**Required task:**
Retype the listing that follows, exactly as written.

**Dataset excerpt:**
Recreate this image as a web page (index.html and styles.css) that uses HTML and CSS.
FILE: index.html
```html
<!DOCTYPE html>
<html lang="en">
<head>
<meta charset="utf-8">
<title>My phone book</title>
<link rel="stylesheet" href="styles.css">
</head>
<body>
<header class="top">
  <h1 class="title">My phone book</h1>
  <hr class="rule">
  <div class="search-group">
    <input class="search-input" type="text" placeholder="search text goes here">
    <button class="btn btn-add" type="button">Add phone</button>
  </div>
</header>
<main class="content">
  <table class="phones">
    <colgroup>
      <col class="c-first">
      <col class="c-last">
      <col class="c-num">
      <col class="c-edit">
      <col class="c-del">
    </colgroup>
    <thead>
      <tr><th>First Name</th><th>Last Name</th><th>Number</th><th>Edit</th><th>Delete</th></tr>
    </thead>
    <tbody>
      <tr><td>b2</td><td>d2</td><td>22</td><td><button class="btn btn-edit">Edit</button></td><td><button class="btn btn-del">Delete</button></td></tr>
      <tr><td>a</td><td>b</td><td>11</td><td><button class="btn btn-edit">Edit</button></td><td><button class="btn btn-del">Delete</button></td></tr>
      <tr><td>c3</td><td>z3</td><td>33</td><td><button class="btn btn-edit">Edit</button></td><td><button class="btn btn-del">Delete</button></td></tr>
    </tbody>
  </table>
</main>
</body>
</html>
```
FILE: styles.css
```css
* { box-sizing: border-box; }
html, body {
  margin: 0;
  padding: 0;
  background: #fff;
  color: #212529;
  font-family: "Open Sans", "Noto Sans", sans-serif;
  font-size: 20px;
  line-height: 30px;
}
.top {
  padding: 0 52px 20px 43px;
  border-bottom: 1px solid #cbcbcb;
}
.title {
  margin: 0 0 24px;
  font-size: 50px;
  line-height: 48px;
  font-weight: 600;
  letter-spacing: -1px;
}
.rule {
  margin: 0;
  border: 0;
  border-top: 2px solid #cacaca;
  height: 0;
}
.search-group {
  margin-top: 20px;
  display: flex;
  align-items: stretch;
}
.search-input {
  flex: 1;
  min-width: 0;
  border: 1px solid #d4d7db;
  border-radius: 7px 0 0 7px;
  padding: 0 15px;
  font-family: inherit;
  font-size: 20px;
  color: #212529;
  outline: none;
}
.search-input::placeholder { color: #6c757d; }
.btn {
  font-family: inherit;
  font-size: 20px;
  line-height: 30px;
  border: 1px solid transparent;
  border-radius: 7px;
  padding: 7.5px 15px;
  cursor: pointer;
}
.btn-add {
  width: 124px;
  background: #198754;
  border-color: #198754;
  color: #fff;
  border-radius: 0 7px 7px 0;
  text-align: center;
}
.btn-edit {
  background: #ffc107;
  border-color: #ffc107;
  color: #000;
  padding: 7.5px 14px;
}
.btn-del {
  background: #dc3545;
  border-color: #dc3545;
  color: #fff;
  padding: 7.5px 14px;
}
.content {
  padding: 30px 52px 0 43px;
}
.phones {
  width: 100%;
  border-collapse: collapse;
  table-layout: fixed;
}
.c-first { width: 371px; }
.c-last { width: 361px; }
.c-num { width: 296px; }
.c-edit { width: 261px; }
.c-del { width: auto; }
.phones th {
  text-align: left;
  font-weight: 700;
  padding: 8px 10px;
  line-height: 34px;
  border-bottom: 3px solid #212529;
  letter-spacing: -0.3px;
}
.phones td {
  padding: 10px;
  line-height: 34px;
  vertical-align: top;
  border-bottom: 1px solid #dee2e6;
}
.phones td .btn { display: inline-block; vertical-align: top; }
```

**Reply to the task:**
Recreate this image as a web page (index.html and styles.css) that uses HTML and CSS.
FILE: index.html
```html
<!DOCTYPE html>
<html lang="en">
<head>
<meta charset="utf-8">
<title>My phone book</title>
<link rel="stylesheet" href="styles.css">
</head>
<body>
<header class="top">
  <h1 class="title">My phone book</h1>
  <hr class="rule">
  <div class="search-group">
    <input class="search-input" type="text" placeholder="search text goes here">
    <button class="btn btn-add" type="button">Add phone</button>
  </div>
</header>
<main class="content">
  <table class="phones">
    <colgroup>
      <col class="c-first">
      <col class="c-last">
      <col class="c-num">
      <col class="c-edit">
      <col class="c-del">
    </colgroup>
    <thead>
      <tr><th>First Name</th><th>Last Name</th><th>Number</th><th>Edit</th><th>Delete</th></tr>
    </thead>
    <tbody>
      <tr><td>b2</td><td>d2</td><td>22</td><td><button class="btn btn-edit">Edit</button></td><td><button class="btn btn-del">Delete</button></td></tr>
      <tr><td>a</td><td>b</td><td>11</td><td><button class="btn btn-edit">Edit</button></td><td><button class="btn btn-del">Delete</button></td></tr>
      <tr><td>c3</td><td>z3</td><td>33</td><td><button class="btn btn-edit">Edit</button></td><td><button class="btn btn-del">Delete</button></td></tr>
    </tbody>
  </table>
</main>
</body>
</html>
```
FILE: styles.css
```css
* { box-sizing: border-box; }
html, body {
  margin: 0;
  padding: 0;
  background: #fff;
  color: #212529;
  font-family: "Open Sans", "Noto Sans", sans-serif;
  font-size: 20px;
  line-height: 30px;
}
.top {
  padding: 0 52px 20px 43px;
  border-bottom: 1px solid #cbcbcb;
}
.title {
  margin: 0 0 24px;
  font-size: 50px;
  line-height: 48px;
  font-weight: 600;
  letter-spacing: -1px;
}
.rule {
  margin: 0;
  border: 0;
  border-top: 2px solid #cacaca;
  height: 0;
}
.search-group {
  margin-top: 20px;
  display: flex;
  align-items: stretch;
}
.search-input {
  flex: 1;
  min-width: 0;
  border: 1px solid #d4d7db;
  border-radius: 7px 0 0 7px;
  padding: 0 15px;
  font-family: inherit;
  font-size: 20px;
  color: #212529;
  outline: none;
}
.search-input::placeholder { color: #6c757d; }
.btn {
  font-family: inherit;
  font-size: 20px;
  line-height: 30px;
  border: 1px solid transparent;
  border-radius: 7px;
  padding: 7.5px 15px;
  cursor: pointer;
}
.btn-add {
  width: 124px;
  background: #198754;
  border-color: #198754;
  color: #fff;
  border-radius: 0 7px 7px 0;
  text-align: center;
}
.btn-edit {
  background: #ffc107;
  border-color: #ffc107;
  color: #000;
  padding: 7.5px 14px;
}
.btn-del {
  background: #dc3545;
  border-color: #dc3545;
  color: #fff;
  padding: 7.5px 14px;
}
.content {
  padding: 30px 52px 0 43px;
}
.phones {
  width: 100%;
  border-collapse: collapse;
  table-layout: fixed;
}
.c-first { width: 371px; }
.c-last { width: 361px; }
.c-num { width: 296px; }
.c-edit { width: 261px; }
.c-del { width: auto; }
.phones th {
  text-align: left;
  font-weight: 700;
  padding: 8px 10px;
  line-height: 34px;
  border-bottom: 3px solid #212529;
  letter-spacing: -0.3px;
}
.phones td {
  padding: 10px;
  line-height: 34px;
  vertical-align: top;
  border-bottom: 1px solid #dee2e6;
}
.phones td .btn { display: inline-block; vertical-align: top; }
```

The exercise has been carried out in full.